Initially, Tom incorporated some of the readings being used by the Oregon State University chemistry faculty. This summer, Tom and Sarah are collaboratively planning how to also make use of Sandra McGuire’s work on metacognition with particular reference to her books Teach Students How to Learn (aimed at a faculty audience) and parts of her Teach Yourself How to Learn: Strategies You Can Use to Ace Any Course at Any Level written for a student audience.
“I’m involved in a learning community on improving first-year learning, as is Donovan [Anderson, CLAS Associate Dean]. I’d been analyzing the results of a first-year survey done by Kurt Ellenberger [Honors College] as part of my work with the Faculty Teaching and Learning Center. This all converged in the work on CHM 100.”
In the last year, CHM 100 has also become a parachute course. That is, students who have been actively engaged with CHM 115 but nevertheless struggled on the first major exam (below a defined threshold) can be given the option of a safe landing into CHM 100, despite the term already being in progress. This saves them from a withdrawal or failing grade in CHM 115, not to mention frustration and wasted time, while preserving for most of them a full schedule which may also safeguard their financial aid status.
That first exam includes questions intended to be predictive of success in the CHM 115 course. Assistant Professor Brittland DeKorver is looking into whether they really prove to be predictive.

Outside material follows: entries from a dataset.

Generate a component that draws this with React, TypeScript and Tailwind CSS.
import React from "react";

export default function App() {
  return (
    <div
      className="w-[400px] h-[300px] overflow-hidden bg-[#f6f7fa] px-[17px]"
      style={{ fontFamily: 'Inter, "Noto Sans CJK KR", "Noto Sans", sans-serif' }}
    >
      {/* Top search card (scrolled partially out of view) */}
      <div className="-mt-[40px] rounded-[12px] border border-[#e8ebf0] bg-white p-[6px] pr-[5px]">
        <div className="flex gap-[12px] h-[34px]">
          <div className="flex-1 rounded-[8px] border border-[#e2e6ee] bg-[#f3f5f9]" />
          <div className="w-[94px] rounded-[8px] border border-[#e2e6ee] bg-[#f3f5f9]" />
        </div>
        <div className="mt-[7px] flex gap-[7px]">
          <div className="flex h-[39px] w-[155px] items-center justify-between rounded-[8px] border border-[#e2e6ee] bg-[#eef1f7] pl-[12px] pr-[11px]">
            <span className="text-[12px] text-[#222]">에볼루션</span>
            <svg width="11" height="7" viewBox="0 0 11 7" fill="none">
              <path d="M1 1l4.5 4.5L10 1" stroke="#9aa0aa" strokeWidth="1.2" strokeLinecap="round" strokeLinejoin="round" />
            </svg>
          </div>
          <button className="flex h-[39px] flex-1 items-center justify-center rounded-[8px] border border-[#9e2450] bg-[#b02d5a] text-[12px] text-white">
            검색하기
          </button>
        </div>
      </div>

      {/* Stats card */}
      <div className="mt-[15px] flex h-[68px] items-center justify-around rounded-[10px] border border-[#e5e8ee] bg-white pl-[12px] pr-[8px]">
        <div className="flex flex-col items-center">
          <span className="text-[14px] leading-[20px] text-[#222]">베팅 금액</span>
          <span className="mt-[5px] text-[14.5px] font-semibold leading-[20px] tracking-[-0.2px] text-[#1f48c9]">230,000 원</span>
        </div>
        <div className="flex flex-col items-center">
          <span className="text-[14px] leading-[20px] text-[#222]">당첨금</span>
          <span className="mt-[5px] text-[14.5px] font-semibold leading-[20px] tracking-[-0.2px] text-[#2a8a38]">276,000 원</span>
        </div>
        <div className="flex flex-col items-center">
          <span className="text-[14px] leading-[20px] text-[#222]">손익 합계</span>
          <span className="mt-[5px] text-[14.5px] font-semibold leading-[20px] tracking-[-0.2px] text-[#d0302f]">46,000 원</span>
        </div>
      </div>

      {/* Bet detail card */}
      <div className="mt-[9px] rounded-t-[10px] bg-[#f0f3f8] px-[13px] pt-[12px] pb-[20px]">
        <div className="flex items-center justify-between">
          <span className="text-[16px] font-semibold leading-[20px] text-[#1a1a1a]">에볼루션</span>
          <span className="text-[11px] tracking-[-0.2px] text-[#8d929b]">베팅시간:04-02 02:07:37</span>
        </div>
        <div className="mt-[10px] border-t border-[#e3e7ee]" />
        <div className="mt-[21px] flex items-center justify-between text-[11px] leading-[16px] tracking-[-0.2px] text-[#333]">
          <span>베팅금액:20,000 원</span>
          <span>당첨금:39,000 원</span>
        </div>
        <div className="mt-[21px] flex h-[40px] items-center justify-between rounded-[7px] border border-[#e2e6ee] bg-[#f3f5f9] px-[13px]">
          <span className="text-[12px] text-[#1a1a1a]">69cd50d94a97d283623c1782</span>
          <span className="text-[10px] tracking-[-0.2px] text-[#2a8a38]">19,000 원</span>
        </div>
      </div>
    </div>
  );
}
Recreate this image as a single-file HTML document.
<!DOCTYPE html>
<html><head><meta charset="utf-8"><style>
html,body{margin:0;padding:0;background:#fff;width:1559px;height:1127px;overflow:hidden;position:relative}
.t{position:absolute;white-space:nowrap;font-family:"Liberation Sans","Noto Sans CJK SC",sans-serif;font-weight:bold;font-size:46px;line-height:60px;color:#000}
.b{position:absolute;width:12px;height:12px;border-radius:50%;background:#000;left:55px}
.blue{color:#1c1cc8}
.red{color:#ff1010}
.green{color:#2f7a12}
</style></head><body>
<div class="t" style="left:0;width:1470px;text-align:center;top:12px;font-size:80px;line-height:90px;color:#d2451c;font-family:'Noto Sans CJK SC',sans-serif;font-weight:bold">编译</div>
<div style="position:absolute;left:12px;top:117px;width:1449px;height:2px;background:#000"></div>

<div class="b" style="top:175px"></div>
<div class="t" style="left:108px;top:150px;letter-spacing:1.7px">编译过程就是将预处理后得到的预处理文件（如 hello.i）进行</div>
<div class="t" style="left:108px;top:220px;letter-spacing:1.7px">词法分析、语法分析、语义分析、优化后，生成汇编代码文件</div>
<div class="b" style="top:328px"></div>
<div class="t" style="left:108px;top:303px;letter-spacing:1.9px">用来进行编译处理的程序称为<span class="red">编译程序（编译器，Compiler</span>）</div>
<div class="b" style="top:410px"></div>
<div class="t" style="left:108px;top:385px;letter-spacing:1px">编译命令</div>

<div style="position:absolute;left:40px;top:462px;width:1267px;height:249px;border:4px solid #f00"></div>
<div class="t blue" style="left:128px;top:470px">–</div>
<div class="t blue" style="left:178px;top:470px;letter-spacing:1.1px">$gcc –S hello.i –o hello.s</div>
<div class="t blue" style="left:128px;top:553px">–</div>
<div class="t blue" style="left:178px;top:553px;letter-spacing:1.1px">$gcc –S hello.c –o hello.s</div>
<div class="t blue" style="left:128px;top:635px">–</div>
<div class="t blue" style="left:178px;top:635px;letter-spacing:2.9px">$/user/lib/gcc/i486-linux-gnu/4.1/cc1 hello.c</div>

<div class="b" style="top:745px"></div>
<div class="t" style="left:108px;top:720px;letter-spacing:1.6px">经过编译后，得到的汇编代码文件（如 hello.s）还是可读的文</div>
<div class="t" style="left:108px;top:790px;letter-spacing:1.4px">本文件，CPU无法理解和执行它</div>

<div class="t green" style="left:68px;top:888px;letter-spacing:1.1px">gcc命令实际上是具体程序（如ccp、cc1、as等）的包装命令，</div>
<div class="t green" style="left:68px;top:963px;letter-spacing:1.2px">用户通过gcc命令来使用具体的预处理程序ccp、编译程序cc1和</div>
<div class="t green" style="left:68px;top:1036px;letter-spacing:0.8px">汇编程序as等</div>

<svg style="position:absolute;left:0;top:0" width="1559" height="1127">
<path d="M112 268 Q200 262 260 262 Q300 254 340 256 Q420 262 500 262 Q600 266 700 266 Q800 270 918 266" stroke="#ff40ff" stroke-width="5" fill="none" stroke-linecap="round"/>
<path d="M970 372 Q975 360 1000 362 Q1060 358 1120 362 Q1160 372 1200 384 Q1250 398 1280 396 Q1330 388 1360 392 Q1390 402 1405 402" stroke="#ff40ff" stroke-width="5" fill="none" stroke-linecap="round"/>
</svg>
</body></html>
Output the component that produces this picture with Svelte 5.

So that some students may begin the term in CHM 100 and other can enter later (via ‘parachute’) the 24-28 student course is initially capped at 20 to allow for some growth. Some coordination of syllabi between CHM 115 and CHM 100 is also taking place so the transition is accomplished more easily. When students hit the wall on the CHM 115 fourth week exam, if they have been making a good faith effort to keep up, they can meet one-on-one with the instructor about the parachute option. They are even shown the CHM 100 exam at the same point in the course so the student can flag any concepts that they do not feel they have seen so that catching up can be facilitated. The access to the homework through WebAssign was specially negotiated so that it will transfer as the student parachutes to avoid any additional cost.
During summer 2019, Tom and Sarah are plumbing both of McGuire’s books to use her strategies to make refinements in the CHM 100 course.
Sarah notes that she is thinking about, “when should we teach these strategies? Students, as McGuire points out, must be ready and that is usually in response to a failure.”
An AAC&U conference on metacognition had impressed on Tom how key this timing was going to be. “Helping students find out what strategies are required to be successful is even more important than course content. In the first year, we are teaching students how to learn.”
This summer, Sarah and Tom meet to swap readings and ‘exam wrappers’, post-test reflections by the students which address whether there is a good match between their study strategies and what is being asked of them. They agree that they will follow McGuire’s lead and use a 50 minute class session to be very overt with students about the nature of what is being asked of them,. They intend to introduce Blooms taxonomy to the students so they have a way of articulating the level of these intellectual tasks. They hope this will help students leave behind the notion that they just need to study as they did in high school but longer or avoid garden-variety procrastination. Tom and Sarah want students to see that a higher order of thinking is required and necessitates new methods of preparation that they can learn if they are open to them.
Also over the summer, meetings of the metacognition work group continue. Sessions are planned for the fall FTLC pre-conference and a Strong Start Initiative will launch. Interesting work on the “hidden curriculum” by Georgetown University faculty is being reviewed so that a wide variety of faculty resources can be offered.
“We hope to give people things they can do in their classes right away,” Tom shares.
Data analysis by Chemistry Unit Head Deborah Herrington on the success of the course is ongoing.
While, CHM 100 is designed to help students who feel shaky about their high school preparation, Tom acknowledges that some honor students opt for it as a sort of grade insurance. “That doesn’t bother me,” he says. They also see that the population of nontraditional students, who have not taken chemistry in a long time, is served well by the course. “They really rave about it.”
He and Sarah have focused on challenges such as how to ramp up the end of the CHM 100 course so that the relative speed and intensity of CHM 115 won’t come as a shock.
“I hope,” Tom explains, “that the course hastens the first year maturation process. After the first exam comes the real study help because at that point they know they need it. That first exam gets their attention. We show them videos about how to study by Stephen Chew at Samford University that get their attention because he calls into question practices such as multitasking with social media while studying. They know they do that. We also incorporate mindset work by Carol S. Dweck [Lewis and Virginia Eaton Professor of Psychology at Stanford University]. We want to move them away from a fixed and toward a growth mindset. We want to say, ‘here’s how you change that.’”
Sarah and Tom do not think students are lying about how many hours they are putting in, but they don’t think those hours are all effective. They enjoy being able to say that there is a way to “put in less time doing better stuff.”
Sarah and Tom share that most of the student evaluations are positive although some persist in wondering about why more time was spent focusing on non-chemistry content. “We’re okay with that and the number who say that are decreasing.”
Tom finds he’s bringing some of what he’s learned about metacognition into his CHM 115 class, too, such as the Stephen Chew videos. He tells them, “My goal is to get you to become second-year students.”